_What you will do_
Retype each line of the listing below, from the first through the one holding "const toAnchor = (text: string)", with no other lines.

_Data provided_

┄┄┄┄┄┄┄┄┄┄┄┄┄┄┄┄┄┄┄┄

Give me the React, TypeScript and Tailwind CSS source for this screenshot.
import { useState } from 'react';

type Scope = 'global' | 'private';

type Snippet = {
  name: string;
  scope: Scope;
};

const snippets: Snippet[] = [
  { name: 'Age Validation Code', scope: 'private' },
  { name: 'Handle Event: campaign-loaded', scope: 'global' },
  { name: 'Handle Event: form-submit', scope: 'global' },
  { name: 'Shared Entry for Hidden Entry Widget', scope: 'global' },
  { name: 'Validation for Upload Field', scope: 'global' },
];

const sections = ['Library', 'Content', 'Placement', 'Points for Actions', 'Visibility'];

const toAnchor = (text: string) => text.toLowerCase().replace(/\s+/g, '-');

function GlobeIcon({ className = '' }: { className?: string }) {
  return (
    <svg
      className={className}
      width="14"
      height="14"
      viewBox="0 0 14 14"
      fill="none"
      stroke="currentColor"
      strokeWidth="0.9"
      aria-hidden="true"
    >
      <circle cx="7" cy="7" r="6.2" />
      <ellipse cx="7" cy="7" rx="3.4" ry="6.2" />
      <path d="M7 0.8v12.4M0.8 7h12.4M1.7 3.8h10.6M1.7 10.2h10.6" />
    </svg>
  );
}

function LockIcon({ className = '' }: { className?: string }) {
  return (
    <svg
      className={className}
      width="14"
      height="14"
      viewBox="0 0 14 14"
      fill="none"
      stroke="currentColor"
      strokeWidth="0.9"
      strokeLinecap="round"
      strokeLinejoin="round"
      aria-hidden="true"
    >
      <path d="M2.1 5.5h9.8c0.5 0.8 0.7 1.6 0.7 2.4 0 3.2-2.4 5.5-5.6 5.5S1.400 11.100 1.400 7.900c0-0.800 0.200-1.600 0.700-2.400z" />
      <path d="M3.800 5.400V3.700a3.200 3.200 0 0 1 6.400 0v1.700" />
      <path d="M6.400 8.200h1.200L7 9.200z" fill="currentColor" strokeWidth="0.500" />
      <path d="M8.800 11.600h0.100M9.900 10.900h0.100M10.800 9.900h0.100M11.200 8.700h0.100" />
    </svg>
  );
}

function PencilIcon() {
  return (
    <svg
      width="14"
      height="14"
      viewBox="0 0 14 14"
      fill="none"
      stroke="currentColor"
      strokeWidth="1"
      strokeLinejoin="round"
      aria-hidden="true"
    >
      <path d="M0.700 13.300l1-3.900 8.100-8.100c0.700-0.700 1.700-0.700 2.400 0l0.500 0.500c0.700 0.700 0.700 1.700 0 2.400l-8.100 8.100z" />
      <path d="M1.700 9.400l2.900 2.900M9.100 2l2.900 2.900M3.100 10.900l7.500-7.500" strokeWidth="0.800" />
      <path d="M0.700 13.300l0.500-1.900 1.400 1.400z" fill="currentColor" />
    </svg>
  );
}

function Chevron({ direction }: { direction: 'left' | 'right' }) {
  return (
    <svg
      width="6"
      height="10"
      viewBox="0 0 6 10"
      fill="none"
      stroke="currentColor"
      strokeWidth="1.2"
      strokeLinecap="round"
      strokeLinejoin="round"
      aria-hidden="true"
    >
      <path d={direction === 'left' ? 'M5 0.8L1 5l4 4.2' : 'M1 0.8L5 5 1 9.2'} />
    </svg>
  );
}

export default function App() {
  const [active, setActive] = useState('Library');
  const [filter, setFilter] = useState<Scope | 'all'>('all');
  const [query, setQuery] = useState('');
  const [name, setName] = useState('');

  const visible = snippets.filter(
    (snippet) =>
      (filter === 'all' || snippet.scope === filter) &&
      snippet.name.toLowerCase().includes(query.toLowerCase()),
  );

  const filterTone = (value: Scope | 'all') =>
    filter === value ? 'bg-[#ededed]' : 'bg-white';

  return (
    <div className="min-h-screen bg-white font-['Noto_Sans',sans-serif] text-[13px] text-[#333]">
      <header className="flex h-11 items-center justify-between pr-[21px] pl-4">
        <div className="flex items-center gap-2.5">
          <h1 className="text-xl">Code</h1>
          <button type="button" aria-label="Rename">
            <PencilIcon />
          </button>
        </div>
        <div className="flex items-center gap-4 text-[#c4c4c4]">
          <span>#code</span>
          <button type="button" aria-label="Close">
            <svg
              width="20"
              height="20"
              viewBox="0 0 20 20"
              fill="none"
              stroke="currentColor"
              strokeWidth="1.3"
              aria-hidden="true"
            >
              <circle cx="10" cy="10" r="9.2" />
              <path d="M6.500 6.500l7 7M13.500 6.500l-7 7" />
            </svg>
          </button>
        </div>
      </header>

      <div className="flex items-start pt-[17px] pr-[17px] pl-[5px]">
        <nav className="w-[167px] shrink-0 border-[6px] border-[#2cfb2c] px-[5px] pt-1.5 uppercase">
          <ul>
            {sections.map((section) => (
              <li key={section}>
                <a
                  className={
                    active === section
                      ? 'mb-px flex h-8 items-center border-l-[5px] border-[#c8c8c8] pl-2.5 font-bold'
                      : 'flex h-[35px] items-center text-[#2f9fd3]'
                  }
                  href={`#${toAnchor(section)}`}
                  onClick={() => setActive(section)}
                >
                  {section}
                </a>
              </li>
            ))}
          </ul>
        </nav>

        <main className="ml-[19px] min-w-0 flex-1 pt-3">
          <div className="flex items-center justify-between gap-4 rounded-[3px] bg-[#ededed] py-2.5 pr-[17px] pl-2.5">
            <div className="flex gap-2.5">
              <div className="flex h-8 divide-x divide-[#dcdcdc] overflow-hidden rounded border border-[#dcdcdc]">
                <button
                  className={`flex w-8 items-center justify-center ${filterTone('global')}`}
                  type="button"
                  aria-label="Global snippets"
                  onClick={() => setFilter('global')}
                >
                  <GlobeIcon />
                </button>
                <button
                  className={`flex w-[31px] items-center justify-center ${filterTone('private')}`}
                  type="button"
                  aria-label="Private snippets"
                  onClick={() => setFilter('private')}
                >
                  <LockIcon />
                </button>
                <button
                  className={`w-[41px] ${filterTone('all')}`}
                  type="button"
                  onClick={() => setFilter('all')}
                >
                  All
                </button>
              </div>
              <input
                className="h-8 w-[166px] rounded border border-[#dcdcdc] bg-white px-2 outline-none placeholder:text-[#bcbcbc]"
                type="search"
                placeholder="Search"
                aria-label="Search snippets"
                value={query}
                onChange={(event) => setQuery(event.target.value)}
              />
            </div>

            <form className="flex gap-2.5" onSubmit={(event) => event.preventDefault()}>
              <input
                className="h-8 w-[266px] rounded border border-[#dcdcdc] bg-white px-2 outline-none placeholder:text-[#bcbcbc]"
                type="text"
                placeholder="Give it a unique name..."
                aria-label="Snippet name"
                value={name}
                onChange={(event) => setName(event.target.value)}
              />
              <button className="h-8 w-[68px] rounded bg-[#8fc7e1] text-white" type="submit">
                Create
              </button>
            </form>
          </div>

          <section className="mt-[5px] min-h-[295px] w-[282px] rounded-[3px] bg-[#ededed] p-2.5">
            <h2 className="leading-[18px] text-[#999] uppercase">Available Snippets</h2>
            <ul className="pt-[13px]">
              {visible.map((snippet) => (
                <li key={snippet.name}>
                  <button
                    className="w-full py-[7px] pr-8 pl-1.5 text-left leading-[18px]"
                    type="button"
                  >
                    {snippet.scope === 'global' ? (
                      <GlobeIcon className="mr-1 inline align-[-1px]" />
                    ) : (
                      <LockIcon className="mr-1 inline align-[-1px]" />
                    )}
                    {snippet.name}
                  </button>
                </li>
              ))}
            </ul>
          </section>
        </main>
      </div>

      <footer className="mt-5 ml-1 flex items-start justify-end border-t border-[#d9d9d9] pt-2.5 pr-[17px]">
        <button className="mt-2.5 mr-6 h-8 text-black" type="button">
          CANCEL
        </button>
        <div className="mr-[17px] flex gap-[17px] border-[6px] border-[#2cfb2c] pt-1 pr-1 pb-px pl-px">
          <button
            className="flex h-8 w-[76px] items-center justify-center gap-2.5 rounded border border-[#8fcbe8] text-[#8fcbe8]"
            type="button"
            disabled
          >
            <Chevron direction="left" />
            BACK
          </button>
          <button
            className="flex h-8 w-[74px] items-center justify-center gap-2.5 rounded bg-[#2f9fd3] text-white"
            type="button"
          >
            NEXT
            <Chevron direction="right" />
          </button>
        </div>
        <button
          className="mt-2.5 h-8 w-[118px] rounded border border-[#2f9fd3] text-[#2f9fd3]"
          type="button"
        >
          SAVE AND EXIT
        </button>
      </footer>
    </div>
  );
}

┄┄┄┄┄┄┄┄┄┄┄┄┄┄┄┄┄┄┄┄

_Solved exercise_
Give me the React, TypeScript and Tailwind CSS source for this screenshot.
import { useState } from 'react';

type Scope = 'global' | 'private';

type Snippet = {
  name: string;
  scope: Scope;
};

const snippets: Snippet[] = [
  { name: 'Age Validation Code', scope: 'private' },
  { name: 'Handle Event: campaign-loaded', scope: 'global' },
  { name: 'Handle Event: form-submit', scope: 'global' },
  { name: 'Shared Entry for Hidden Entry Widget', scope: 'global' },
  { name: 'Validation for Upload Field', scope: 'global' },
];

const sections = ['Library', 'Content', 'Placement', 'Points for Actions', 'Visibility'];

const toAnchor = (text: string) => text.toLowerCase().replace(/\s+/g, '-');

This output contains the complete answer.